▸ SUPPLIED DATA:
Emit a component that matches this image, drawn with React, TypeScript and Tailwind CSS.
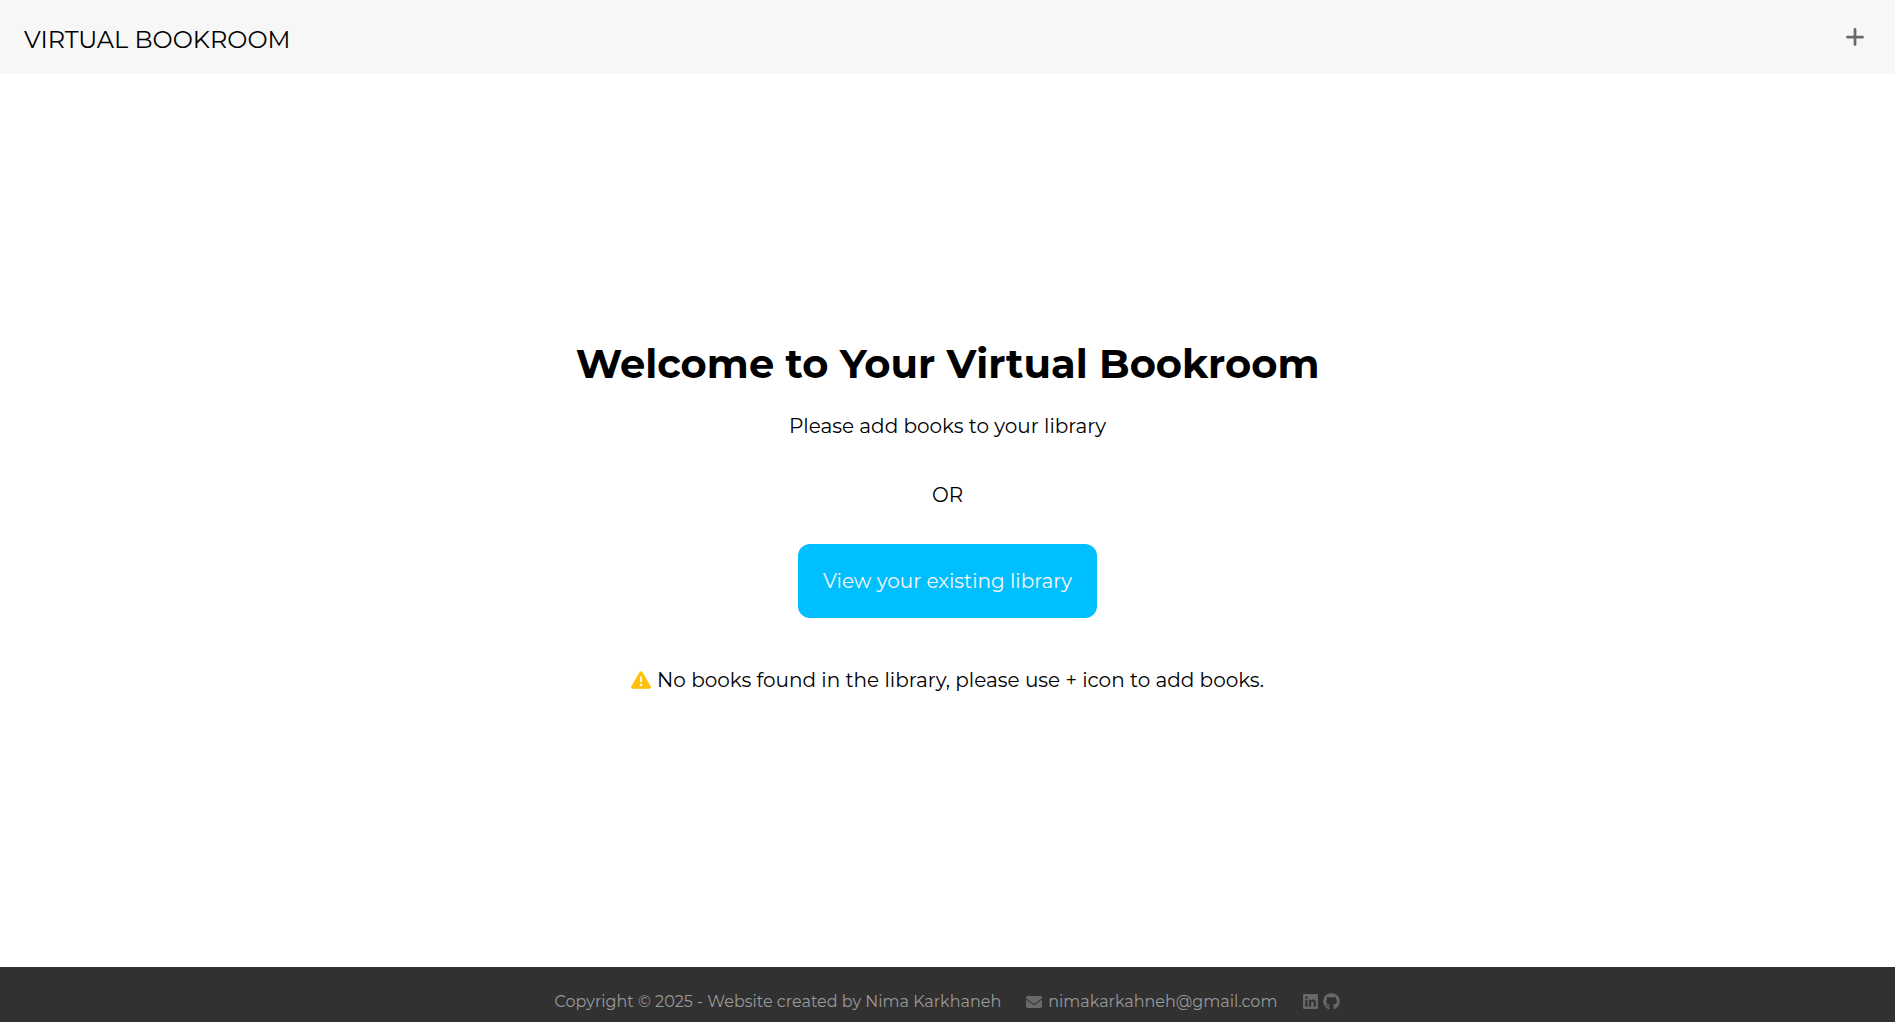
import {
  FaEnvelope,
  FaGithub,
  FaLinkedin,
  FaPlus,
  FaTriangleExclamation,
} from "react-icons/fa6";

function Header() {
  return (
    <header className="flex h-[74px] items-center justify-between bg-[#f7f7f7] px-6">
      <a href="#home" className="pt-1.5 text-2xl font-normal">
        VIRTUAL BOOKROOM
      </a>
      <button type="button" aria-label="Add book" className="px-[5px] text-[#696969]">
        <FaPlus size={22} />
      </button>
    </header>
  );
}

function Welcome() {
  return (
    <main className="flex flex-1 flex-col items-center justify-center pb-2 text-center text-xl leading-7">
      <h1 className="text-[40px] leading-12 font-bold">
        Welcome to Your Virtual Bookroom
      </h1>
      <p className="mt-6">Please add books to your library</p>
      <p className="mt-[41px]">OR</p>
      <button
        type="button"
        className="mt-[35px] rounded-xl bg-[#00bfff] px-[25px] py-[23px] text-[#f7f7f7]"
      >
        View your existing library
      </button>
      <p className="mt-12 flex items-center gap-1.5">
        <FaTriangleExclamation size={20} className="text-[#ffc107]" />
        No books found in the library, please use + icon to add books.
      </p>
    </main>
  );
}

function Footer() {
  return (
    <footer className="flex h-[55px] items-center justify-center gap-[25px] bg-[#313131] pt-3.5 text-base leading-6 text-[#999]">
      <p>Copyright © 2025 - Website created by Nima Karkhaneh</p>
      <a href="mailto:nimakarkahneh@gmail.com" className="flex items-center gap-1.5">
        <FaEnvelope size={16} className="text-[#696969]" />
        nimakarkahneh@gmail.com
      </a>
      <div className="flex items-center gap-1 text-[#696969]">
        <a href="#linkedin" aria-label="LinkedIn">
          <FaLinkedin size={17} />
        </a>
        <a href="#github" aria-label="GitHub">
          <FaGithub size={17} />
        </a>
      </div>
    </footer>
  );
}

export default function App() {
  return (
    <div className="flex min-h-screen flex-col bg-white font-['Montserrat','Inter',sans-serif] text-black">
      <Header />
      <Welcome />
      <Footer />
    </div>
  );
}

▸ TASK BRIEF:
Repeat the material above word for word and skip every image in it.

▸ CORRECT ANSWER:
Emit a component that matches this image, drawn with React, TypeScript and Tailwind CSS.
import {
  FaEnvelope,
  FaGithub,
  FaLinkedin,
  FaPlus,
  FaTriangleExclamation,
} from "react-icons/fa6";

function Header() {
  return (
    <header className="flex h-[74px] items-center justify-between bg-[#f7f7f7] px-6">
      <a href="#home" className="pt-1.5 text-2xl font-normal">
        VIRTUAL BOOKROOM
      </a>
      <button type="button" aria-label="Add book" className="px-[5px] text-[#696969]">
        <FaPlus size={22} />
      </button>
    </header>
  );
}

function Welcome() {
  return (
    <main className="flex flex-1 flex-col items-center justify-center pb-2 text-center text-xl leading-7">
      <h1 className="text-[40px] leading-12 font-bold">
        Welcome to Your Virtual Bookroom
      </h1>
      <p className="mt-6">Please add books to your library</p>
      <p className="mt-[41px]">OR</p>
      <button
        type="button"
        className="mt-[35px] rounded-xl bg-[#00bfff] px-[25px] py-[23px] text-[#f7f7f7]"
      >
        View your existing library
      </button>
      <p className="mt-12 flex items-center gap-1.5">
        <FaTriangleExclamation size={20} className="text-[#ffc107]" />
        No books found in the library, please use + icon to add books.
      </p>
    </main>
  );
}

function Footer() {
  return (
    <footer className="flex h-[55px] items-center justify-center gap-[25px] bg-[#313131] pt-3.5 text-base leading-6 text-[#999]">
      <p>Copyright © 2025 - Website created by Nima Karkhaneh</p>
      <a href="mailto:nimakarkahneh@gmail.com" className="flex items-center gap-1.5">
        <FaEnvelope size={16} className="text-[#696969]" />
        nimakarkahneh@gmail.com
      </a>
      <div className="flex items-center gap-1 text-[#696969]">
        <a href="#linkedin" aria-label="LinkedIn">
          <FaLinkedin size={17} />
        </a>
        <a href="#github" aria-label="GitHub">
          <FaGithub size={17} />
        </a>
      </div>
    </footer>
  );
}

export default function App() {
  return (
    <div className="flex min-h-screen flex-col bg-white font-['Montserrat','Inter',sans-serif] text-black">
      <Header />
      <Welcome />
      <Footer />
    </div>
  );
}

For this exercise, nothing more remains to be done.